Estonia is one of the few NATO countries that still spends at least two per cent of its GDP on defence. Spending is down across much of the alliance, including in Canada, even as Russia increased military expenditure by some 79 per cent between 2002 and 2012, according to a Brookings Institution study.

Russia fears countries that were once part of the Soviet orbit will slide away toward Europe and the West, joining organizations such as NATO and the European Union. States that Moscow can’t keep loyal, it tries to weaken and divide.

“Russia is defining its security through the insecurity of its neighbours,” says James Goldgeier, dean of the School of International Service at American University in Washington. “It’s been actively seeking to create instability in Georgia, in Moldova, in Ukraine, as a way of addressing its security needs.”

The future political orientation of those countries, and others now hovering between East and West, is still in play. Western states have non-military tools to use. Poland and Canada, for example, will soon announce joint projects to develop free media and civil society in Ukraine. And Ukraine’s Western allies continue to exert diplomatic pressure on Russia. On Monday, leaders of the Group of Seven nations announced they would meet this year without Russia, boycotting a G8 meeting planned for Sochi.

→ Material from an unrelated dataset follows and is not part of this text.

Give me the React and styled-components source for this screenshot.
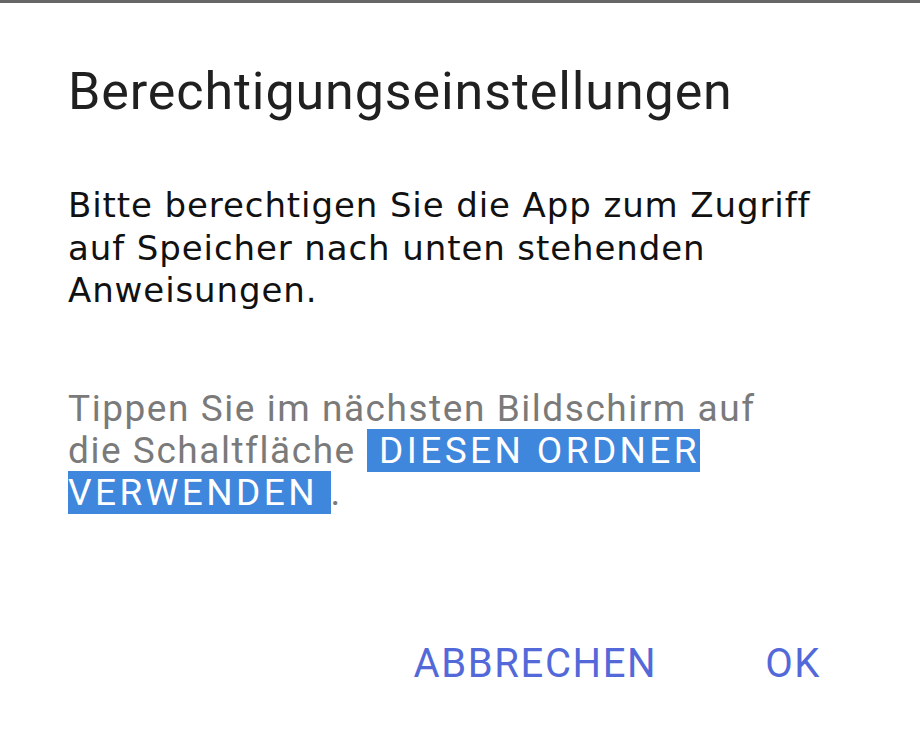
import React from "react";
import styled, { createGlobalStyle } from "styled-components";

const Global = createGlobalStyle`
  html, body { margin: 0; padding: 0; background: #fff; }
  body { font-family: Roboto, "Noto Sans", sans-serif; -webkit-font-smoothing: antialiased; }
`;

const Dialog = styled.div`
  width: 920px;
  height: 752px;
  box-sizing: border-box;
  border-top: 3px solid #676767;
  background: #fff;
  display: flex;
  flex-direction: column;
  padding: 59px 99px 0 68px;
  overflow: hidden;
`;

const Title = styled.h1`
  margin: 0;
  font-family: Roboto, sans-serif;
  font-weight: 400;
  font-size: 52px;
  line-height: 60px;
  letter-spacing: 0.9px;
  color: #202020;
`;

const Message = styled.p`
  margin: 62px 0 0;
  font-family: "DejaVu Sans", "Open Sans", sans-serif;
  font-size: 34px;
  line-height: 42.5px;
  letter-spacing: 0.9px;
  color: #111;
  max-width: ${(p) => p.$width}px;
`;

const Hint = styled.p`
  margin: 76px 0 0;
  font-family: Roboto, sans-serif;
  font-size: 37px;
  line-height: 42px;
  letter-spacing: 1.55px;
  color: #7a7a7a;
  max-width: ${(p) => p.$width}px;
`;

const Highlight = styled.span`
  background: #3f86dd;
  color: #fff;
  letter-spacing: 3.4px;
`;

const Actions = styled.div`
  margin-top: 126px;
  display: flex;
  justify-content: flex-end;
  gap: 108px;
`;

const ActionButton = styled.button`
  border: 0;
  background: none;
  padding: 0;
  font-family: Roboto, sans-serif;
  font-size: 40px;
  line-height: 48px;
  letter-spacing: 1.6px;
  color: #5469d9;
  cursor: pointer;
`;

export default function App() {
  return (
    <>
      <Global />
      <Dialog>
        <Title>Berechtigungseinstellungen</Title>
        <Message $width={770}>
          Bitte berechtigen Sie die App zum Zugriff auf Speicher nach unten stehenden Anweisungen.
        </Message>
        <Hint $width={715}>
          Tippen Sie im nächsten Bildschirm auf die Schaltfläche{" "}
          <Highlight>{"\u00a0DIESEN ORDNER VERWENDEN\u00a0"}</Highlight>.
        </Hint>
        <Actions>
          <ActionButton>ABBRECHEN</ActionButton>
          <ActionButton>OK</ActionButton>
        </Actions>
      </Dialog>
    </>
  );
}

But Kalmet and Bosacki also believe NATO’s “eastern flank” must be militarily strengthened. To some extent, this has already happened. Earlier this month, America sent 18 fighter jets and more than 300 military personnel to Poland and Lithuania in response to the Russian invasion of Ukraine, and concerns that further aggression could follow.

“We need more exercises. We need more strategic military co-operation,” Bosacki says.

“We don’t need a change of perception. It has already happened on both sides of the Atlantic. The perception that Europe is safe, peaceful, and that nothing will happen again, is over.”